> _WHAT YOU NEED TO DO_
Scan the records and identify every line in which the string "index" occurs, then return those lines.
---
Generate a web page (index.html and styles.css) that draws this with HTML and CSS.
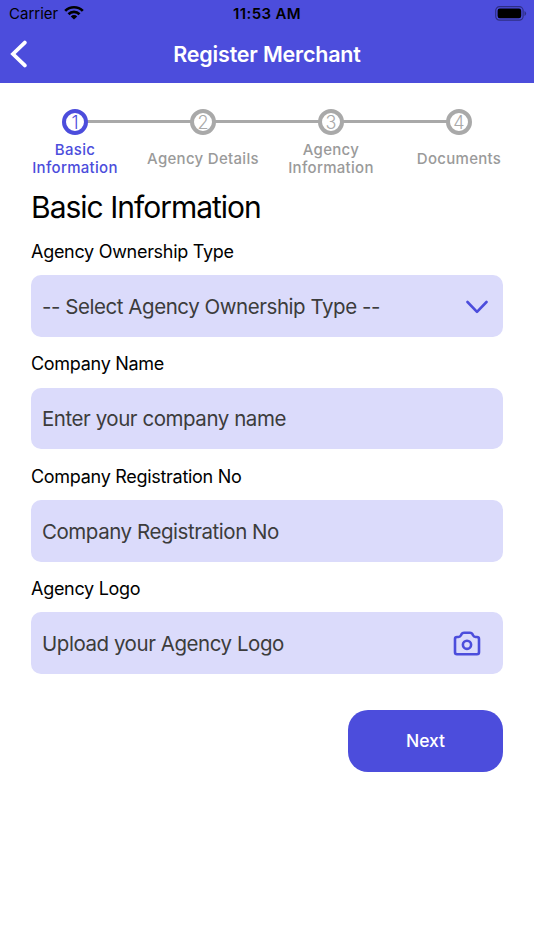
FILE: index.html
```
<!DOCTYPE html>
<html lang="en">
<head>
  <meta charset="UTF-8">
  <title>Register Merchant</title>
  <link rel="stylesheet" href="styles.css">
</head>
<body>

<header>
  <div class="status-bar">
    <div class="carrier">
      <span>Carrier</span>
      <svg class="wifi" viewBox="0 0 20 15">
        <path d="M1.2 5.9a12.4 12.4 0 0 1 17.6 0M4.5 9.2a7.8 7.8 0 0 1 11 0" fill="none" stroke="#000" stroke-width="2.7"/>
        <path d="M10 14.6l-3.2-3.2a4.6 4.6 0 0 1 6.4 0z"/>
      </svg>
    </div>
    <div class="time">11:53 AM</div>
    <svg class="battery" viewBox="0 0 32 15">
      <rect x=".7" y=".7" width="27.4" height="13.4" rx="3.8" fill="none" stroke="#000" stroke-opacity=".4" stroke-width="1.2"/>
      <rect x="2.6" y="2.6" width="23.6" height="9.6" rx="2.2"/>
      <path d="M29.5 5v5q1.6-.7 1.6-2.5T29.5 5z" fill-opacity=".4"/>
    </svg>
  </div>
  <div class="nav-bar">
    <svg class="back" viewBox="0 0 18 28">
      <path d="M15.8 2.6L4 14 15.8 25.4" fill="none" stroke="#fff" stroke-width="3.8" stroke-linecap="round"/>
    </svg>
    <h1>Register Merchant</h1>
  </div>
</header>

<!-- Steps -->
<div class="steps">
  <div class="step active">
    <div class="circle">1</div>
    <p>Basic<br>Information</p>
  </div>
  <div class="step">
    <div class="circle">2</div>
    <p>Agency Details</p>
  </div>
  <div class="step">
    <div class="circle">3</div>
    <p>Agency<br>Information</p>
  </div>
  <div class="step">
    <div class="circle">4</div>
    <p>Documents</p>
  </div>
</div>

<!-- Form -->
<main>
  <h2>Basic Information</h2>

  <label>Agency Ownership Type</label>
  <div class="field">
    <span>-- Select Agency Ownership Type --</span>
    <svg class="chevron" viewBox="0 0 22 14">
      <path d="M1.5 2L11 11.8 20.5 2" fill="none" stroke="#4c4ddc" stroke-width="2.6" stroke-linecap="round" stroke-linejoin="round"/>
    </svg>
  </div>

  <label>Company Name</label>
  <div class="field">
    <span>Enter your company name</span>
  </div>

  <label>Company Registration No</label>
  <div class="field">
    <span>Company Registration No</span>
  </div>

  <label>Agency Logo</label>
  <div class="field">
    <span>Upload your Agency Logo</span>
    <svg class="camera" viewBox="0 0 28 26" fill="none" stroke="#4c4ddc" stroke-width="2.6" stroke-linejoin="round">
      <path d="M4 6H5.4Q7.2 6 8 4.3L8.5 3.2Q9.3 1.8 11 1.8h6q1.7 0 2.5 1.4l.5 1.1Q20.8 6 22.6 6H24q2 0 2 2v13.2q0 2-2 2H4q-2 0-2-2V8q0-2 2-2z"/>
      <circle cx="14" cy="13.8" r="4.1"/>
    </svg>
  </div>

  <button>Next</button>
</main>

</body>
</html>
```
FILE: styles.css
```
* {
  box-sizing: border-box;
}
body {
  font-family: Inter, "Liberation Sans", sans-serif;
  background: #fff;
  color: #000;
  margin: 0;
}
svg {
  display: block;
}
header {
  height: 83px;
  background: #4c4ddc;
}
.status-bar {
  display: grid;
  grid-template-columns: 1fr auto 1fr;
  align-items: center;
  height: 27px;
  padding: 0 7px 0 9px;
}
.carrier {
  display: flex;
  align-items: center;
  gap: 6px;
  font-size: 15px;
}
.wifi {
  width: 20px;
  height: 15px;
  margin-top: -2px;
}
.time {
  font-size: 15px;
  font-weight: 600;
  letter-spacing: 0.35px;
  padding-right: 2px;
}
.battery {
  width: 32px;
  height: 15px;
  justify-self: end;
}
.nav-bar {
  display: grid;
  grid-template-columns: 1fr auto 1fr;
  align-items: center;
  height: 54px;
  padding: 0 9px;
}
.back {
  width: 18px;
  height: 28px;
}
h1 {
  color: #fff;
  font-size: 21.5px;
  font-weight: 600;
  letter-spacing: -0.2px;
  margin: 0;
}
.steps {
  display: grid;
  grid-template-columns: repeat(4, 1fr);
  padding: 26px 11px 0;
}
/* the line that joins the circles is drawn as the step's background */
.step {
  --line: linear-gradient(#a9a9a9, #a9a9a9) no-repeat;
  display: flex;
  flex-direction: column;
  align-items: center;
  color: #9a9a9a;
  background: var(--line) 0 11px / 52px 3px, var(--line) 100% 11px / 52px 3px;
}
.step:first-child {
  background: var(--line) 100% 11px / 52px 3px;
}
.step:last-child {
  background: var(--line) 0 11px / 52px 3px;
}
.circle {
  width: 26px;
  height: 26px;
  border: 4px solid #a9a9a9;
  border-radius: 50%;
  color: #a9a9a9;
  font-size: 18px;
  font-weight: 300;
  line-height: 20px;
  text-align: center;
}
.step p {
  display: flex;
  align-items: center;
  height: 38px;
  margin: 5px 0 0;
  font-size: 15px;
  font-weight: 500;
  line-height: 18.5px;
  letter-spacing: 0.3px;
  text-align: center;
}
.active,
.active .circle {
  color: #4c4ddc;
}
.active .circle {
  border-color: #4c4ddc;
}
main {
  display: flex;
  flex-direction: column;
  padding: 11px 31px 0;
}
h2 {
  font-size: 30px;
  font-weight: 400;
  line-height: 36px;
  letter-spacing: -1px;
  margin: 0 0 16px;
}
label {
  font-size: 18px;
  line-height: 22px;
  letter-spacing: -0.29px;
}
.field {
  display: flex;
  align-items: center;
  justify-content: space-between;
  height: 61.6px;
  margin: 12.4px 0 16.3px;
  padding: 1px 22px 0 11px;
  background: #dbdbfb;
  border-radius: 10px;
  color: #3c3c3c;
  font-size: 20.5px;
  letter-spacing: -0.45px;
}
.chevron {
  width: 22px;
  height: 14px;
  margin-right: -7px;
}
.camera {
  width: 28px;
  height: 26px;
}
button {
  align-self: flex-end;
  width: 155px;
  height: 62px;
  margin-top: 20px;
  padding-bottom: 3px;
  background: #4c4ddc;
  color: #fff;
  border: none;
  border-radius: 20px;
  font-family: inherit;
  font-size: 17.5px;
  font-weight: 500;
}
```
---
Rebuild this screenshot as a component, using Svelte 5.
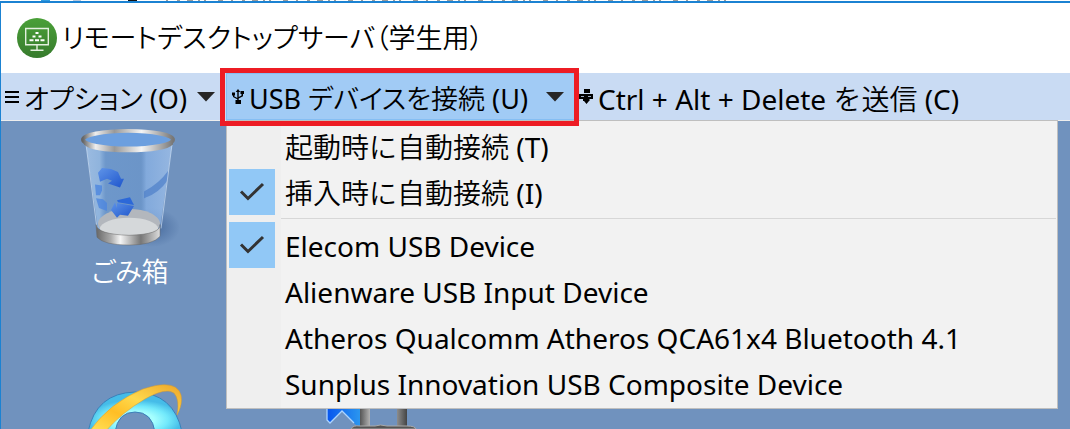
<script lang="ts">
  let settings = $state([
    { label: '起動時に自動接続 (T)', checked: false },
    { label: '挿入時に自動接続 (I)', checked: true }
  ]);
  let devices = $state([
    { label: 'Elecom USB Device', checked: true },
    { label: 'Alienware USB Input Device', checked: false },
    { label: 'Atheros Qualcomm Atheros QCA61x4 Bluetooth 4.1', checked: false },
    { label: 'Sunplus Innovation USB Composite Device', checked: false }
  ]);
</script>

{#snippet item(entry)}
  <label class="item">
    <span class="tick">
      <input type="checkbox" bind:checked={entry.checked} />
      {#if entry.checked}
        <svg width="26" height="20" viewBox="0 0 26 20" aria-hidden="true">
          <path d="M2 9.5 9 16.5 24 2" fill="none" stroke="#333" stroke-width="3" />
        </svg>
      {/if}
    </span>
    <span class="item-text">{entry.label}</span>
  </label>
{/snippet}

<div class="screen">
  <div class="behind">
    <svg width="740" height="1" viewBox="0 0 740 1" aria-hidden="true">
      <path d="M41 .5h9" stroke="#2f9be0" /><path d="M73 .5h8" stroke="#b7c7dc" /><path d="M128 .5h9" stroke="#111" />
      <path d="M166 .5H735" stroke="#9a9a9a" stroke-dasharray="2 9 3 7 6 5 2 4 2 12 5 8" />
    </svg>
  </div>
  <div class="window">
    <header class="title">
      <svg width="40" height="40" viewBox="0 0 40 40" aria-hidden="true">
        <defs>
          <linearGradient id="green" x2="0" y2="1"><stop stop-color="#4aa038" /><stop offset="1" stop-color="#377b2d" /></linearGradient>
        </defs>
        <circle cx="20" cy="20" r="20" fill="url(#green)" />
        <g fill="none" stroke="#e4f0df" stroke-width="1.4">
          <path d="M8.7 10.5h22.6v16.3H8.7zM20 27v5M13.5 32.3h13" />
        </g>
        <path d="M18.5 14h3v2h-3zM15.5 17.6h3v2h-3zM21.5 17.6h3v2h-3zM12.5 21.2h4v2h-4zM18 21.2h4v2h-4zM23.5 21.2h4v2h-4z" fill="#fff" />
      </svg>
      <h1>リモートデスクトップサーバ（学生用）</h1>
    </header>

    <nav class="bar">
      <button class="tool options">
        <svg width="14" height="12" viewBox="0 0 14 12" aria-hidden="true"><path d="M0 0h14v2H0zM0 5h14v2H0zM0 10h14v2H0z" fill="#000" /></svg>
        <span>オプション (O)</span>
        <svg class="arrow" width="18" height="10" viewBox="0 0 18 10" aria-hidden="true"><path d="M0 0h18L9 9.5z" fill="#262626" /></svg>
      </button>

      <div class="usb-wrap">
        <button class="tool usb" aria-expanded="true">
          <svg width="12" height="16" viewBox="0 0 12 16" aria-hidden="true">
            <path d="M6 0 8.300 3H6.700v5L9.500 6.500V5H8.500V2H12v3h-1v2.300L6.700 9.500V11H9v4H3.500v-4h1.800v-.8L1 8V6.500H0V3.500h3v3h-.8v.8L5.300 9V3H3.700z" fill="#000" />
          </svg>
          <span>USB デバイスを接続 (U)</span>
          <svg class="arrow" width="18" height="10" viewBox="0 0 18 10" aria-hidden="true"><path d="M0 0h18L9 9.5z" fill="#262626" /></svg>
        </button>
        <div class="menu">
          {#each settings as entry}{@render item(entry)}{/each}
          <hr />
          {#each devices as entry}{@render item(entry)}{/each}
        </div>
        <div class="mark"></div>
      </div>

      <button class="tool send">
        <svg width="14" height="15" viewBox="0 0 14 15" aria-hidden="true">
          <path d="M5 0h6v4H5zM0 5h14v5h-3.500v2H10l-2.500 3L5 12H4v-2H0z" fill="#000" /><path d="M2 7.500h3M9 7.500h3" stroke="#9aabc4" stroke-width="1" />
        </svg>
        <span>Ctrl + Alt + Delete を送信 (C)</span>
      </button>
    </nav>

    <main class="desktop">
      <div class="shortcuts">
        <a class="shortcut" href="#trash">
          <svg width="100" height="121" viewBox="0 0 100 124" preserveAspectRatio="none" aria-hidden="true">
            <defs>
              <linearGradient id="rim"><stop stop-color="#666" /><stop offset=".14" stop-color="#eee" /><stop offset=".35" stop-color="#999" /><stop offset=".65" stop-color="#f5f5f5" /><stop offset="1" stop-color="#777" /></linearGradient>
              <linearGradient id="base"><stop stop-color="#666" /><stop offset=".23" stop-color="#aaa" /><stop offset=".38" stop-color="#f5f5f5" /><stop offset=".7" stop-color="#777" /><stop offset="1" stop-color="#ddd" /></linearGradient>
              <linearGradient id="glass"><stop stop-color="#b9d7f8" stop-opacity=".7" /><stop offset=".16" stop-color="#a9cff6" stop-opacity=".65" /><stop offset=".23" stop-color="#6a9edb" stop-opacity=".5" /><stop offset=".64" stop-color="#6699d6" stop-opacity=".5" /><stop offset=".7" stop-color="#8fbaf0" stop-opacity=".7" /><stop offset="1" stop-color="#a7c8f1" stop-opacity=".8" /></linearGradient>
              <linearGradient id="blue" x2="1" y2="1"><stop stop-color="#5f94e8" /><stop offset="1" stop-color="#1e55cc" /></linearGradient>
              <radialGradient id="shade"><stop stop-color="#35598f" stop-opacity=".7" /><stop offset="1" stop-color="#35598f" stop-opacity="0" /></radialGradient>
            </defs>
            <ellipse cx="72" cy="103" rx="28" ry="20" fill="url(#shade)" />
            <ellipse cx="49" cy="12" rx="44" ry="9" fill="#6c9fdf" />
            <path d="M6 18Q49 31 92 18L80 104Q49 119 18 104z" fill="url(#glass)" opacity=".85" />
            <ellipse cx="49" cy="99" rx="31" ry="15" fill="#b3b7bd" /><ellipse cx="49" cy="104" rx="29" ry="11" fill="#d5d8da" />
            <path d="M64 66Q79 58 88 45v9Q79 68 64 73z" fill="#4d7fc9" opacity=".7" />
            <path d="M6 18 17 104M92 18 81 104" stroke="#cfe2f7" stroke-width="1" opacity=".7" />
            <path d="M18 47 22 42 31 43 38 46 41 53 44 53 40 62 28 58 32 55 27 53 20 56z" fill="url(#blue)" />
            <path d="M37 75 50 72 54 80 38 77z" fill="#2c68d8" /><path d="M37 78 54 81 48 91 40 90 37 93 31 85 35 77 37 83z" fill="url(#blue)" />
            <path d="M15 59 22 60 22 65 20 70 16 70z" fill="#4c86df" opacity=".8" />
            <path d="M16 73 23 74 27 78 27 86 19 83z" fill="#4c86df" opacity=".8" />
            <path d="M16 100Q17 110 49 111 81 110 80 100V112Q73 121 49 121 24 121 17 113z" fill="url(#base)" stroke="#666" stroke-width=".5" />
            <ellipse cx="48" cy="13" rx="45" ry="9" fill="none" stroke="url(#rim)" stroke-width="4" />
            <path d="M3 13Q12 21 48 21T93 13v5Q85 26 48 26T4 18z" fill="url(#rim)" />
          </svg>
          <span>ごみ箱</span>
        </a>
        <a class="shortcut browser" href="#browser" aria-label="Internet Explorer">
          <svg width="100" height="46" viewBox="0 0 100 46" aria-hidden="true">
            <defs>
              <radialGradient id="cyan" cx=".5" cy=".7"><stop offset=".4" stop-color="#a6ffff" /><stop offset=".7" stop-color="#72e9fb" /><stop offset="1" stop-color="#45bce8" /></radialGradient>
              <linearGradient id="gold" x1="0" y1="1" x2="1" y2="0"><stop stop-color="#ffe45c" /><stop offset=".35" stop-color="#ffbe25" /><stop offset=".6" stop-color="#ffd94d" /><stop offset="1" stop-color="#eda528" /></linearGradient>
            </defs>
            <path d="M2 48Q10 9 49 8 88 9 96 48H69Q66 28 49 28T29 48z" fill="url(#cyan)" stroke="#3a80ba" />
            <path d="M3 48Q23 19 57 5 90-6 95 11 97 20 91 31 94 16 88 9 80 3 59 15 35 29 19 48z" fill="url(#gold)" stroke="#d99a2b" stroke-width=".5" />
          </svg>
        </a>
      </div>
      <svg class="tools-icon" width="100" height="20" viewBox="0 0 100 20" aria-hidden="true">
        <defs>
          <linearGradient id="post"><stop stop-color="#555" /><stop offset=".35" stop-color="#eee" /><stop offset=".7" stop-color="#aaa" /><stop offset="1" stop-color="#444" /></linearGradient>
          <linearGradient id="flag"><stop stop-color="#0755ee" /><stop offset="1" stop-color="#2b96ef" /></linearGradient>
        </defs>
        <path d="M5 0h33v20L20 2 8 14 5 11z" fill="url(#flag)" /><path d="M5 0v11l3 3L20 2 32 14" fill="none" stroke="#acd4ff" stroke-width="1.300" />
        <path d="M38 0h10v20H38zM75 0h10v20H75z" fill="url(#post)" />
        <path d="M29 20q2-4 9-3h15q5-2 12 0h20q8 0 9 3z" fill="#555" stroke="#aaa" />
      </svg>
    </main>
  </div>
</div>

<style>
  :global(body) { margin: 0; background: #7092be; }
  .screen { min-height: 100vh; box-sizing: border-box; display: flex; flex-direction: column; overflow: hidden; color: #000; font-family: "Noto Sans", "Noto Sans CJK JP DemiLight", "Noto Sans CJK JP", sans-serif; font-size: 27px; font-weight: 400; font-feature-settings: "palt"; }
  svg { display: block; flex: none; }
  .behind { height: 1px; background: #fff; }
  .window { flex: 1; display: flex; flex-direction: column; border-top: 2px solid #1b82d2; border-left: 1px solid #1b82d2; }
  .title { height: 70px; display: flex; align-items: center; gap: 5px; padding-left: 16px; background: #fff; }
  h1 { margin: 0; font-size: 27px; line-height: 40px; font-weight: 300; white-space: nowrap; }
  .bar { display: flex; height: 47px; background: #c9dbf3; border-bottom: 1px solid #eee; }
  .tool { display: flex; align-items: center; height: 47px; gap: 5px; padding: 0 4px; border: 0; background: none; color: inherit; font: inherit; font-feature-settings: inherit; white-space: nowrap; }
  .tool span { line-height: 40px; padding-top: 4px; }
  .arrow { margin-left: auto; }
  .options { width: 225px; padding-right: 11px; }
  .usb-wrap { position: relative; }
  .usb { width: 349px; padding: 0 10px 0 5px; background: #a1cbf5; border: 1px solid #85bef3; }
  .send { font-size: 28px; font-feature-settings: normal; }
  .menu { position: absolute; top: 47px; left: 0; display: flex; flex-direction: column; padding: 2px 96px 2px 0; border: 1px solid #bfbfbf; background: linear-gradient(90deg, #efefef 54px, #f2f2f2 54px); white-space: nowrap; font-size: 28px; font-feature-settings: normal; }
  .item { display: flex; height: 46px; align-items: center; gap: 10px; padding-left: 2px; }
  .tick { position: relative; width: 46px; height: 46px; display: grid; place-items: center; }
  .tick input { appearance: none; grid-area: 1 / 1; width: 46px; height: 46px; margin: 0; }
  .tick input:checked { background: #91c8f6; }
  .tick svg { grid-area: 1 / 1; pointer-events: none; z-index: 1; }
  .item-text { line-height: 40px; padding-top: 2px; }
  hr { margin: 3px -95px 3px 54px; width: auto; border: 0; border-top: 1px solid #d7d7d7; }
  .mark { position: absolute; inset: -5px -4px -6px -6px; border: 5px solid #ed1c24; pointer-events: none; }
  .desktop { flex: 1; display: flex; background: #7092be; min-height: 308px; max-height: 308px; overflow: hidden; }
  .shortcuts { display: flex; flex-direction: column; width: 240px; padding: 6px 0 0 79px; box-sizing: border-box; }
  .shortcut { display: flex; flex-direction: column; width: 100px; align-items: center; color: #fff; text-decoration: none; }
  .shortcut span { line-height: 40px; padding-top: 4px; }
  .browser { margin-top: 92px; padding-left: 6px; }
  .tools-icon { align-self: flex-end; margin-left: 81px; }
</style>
---
> _REPLY_
Generate a web page (index.html and styles.css) that draws this with HTML and CSS.
FILE: index.html
  .tick svg { grid-area: 1 / 1; pointer-events: none; z-index: 1; }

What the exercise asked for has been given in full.